Some records:

* start *

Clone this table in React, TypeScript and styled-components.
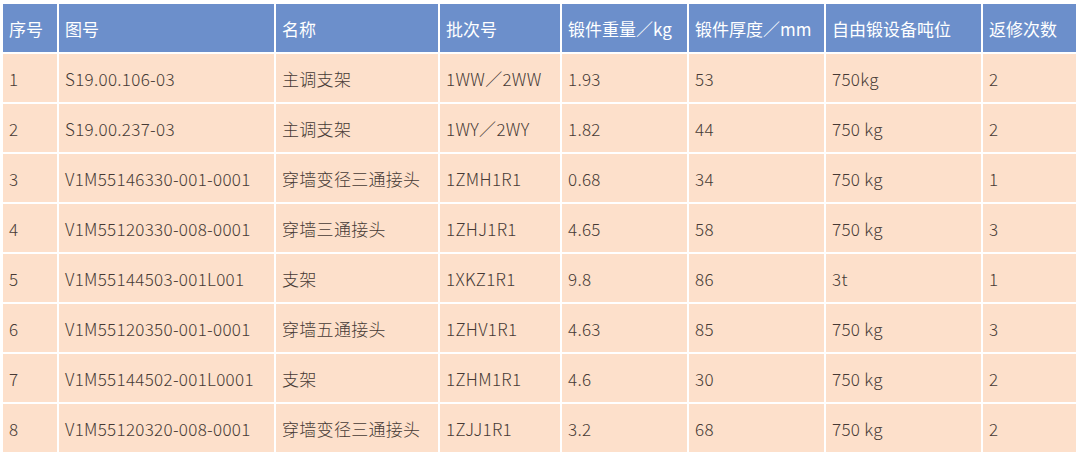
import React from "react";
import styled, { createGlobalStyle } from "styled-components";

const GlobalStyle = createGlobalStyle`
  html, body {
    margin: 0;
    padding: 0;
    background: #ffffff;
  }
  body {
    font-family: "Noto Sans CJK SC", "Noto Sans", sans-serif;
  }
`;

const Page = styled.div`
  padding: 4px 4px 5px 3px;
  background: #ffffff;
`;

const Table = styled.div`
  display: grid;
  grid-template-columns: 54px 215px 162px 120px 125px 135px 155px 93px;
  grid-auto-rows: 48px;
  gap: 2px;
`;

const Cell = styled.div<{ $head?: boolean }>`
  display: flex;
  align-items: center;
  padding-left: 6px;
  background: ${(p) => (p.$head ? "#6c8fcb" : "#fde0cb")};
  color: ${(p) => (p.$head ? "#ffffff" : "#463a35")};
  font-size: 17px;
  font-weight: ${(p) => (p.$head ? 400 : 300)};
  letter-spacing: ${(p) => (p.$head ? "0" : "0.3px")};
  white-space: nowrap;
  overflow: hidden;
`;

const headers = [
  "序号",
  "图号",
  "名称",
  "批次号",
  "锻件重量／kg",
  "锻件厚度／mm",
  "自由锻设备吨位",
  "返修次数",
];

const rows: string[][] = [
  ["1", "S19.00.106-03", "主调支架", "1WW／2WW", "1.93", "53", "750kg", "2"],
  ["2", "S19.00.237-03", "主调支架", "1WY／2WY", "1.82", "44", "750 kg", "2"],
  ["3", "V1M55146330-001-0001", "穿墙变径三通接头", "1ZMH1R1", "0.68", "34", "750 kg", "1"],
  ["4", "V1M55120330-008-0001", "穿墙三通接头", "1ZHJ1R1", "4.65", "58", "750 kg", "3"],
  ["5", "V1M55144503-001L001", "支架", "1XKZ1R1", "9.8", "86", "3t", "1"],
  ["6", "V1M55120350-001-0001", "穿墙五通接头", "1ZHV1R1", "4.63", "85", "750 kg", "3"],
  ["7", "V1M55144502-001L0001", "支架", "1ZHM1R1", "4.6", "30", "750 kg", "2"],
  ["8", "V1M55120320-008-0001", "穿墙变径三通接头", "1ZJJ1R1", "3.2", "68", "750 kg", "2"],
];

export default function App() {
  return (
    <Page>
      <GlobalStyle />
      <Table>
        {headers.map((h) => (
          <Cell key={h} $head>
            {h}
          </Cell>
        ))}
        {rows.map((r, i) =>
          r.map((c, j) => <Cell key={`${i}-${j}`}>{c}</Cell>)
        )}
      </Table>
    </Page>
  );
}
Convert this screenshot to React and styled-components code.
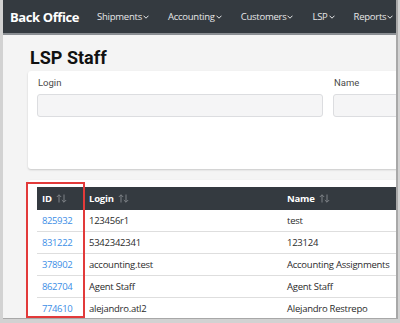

* end *

_What you are asked to do_
Return, from the data, each line that has the word "React" in it.

_Reply to the task_
Clone this table in React, TypeScript and styled-components.
import React from "react";
Convert this screenshot to React and styled-components code.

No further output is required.